Give the lines of the material verbatim, from the first line to the line with "w-[853px] h-[448px] bg-white", including both.

Dataset content:
┄┄┄┄┄┄┄┄┄┄

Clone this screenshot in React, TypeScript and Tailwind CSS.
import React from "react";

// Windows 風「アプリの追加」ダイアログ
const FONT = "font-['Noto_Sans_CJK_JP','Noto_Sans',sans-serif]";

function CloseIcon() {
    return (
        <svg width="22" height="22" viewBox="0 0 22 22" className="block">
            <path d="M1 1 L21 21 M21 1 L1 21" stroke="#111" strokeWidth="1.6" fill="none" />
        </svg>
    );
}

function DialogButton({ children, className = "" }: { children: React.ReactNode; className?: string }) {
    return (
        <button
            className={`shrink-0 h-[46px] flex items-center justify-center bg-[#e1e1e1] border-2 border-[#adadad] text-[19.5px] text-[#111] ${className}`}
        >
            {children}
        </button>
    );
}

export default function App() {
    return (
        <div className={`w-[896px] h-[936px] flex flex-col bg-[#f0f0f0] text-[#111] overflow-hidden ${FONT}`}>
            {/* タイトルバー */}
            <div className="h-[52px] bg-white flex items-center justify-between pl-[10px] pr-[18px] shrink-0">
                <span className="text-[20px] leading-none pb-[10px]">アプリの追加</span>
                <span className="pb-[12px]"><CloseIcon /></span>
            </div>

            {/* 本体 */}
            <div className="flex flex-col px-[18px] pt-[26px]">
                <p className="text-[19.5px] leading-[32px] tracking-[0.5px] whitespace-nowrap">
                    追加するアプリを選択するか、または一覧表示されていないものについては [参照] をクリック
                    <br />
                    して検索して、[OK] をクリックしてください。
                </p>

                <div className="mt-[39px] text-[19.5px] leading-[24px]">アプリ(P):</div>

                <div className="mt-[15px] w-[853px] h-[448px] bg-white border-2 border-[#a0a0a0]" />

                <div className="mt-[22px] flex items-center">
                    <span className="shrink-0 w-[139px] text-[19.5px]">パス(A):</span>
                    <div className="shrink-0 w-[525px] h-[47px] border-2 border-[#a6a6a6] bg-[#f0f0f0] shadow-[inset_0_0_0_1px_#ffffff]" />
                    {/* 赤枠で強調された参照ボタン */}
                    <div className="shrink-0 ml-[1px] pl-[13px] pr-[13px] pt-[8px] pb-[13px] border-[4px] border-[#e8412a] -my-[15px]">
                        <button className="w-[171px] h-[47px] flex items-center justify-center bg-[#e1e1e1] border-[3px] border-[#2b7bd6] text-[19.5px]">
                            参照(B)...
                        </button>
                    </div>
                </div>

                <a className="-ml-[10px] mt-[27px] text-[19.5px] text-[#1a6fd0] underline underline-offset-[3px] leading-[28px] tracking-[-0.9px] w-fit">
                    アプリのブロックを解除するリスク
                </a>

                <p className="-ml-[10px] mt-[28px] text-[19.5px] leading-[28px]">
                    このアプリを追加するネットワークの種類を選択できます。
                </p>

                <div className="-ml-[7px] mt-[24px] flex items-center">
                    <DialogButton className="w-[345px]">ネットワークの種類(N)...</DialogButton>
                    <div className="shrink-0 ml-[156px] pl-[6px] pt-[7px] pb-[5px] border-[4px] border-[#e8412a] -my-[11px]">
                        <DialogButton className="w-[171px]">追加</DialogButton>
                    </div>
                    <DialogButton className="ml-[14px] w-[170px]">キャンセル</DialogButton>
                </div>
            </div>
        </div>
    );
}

┄┄┄┄┄┄┄┄┄┄

Result of this exercise:
Clone this screenshot in React, TypeScript and Tailwind CSS.
import React from "react";

// Windows 風「アプリの追加」ダイアログ
const FONT = "font-['Noto_Sans_CJK_JP','Noto_Sans',sans-serif]";

function CloseIcon() {
    return (
        <svg width="22" height="22" viewBox="0 0 22 22" className="block">
            <path d="M1 1 L21 21 M21 1 L1 21" stroke="#111" strokeWidth="1.6" fill="none" />
        </svg>
    );
}

function DialogButton({ children, className = "" }: { children: React.ReactNode; className?: string }) {
    return (
        <button
            className={`shrink-0 h-[46px] flex items-center justify-center bg-[#e1e1e1] border-2 border-[#adadad] text-[19.5px] text-[#111] ${className}`}
        >
            {children}
        </button>
    );
}

export default function App() {
    return (
        <div className={`w-[896px] h-[936px] flex flex-col bg-[#f0f0f0] text-[#111] overflow-hidden ${FONT}`}>
            {/* タイトルバー */}
            <div className="h-[52px] bg-white flex items-center justify-between pl-[10px] pr-[18px] shrink-0">
                <span className="text-[20px] leading-none pb-[10px]">アプリの追加</span>
                <span className="pb-[12px]"><CloseIcon /></span>
            </div>

            {/* 本体 */}
            <div className="flex flex-col px-[18px] pt-[26px]">
                <p className="text-[19.5px] leading-[32px] tracking-[0.5px] whitespace-nowrap">
                    追加するアプリを選択するか、または一覧表示されていないものについては [参照] をクリック
                    <br />
                    して検索して、[OK] をクリックしてください。
                </p>

                <div className="mt-[39px] text-[19.5px] leading-[24px]">アプリ(P):</div>

                <div className="mt-[15px] w-[853px] h-[448px] bg-white border-2 border-[#a0a0a0]" />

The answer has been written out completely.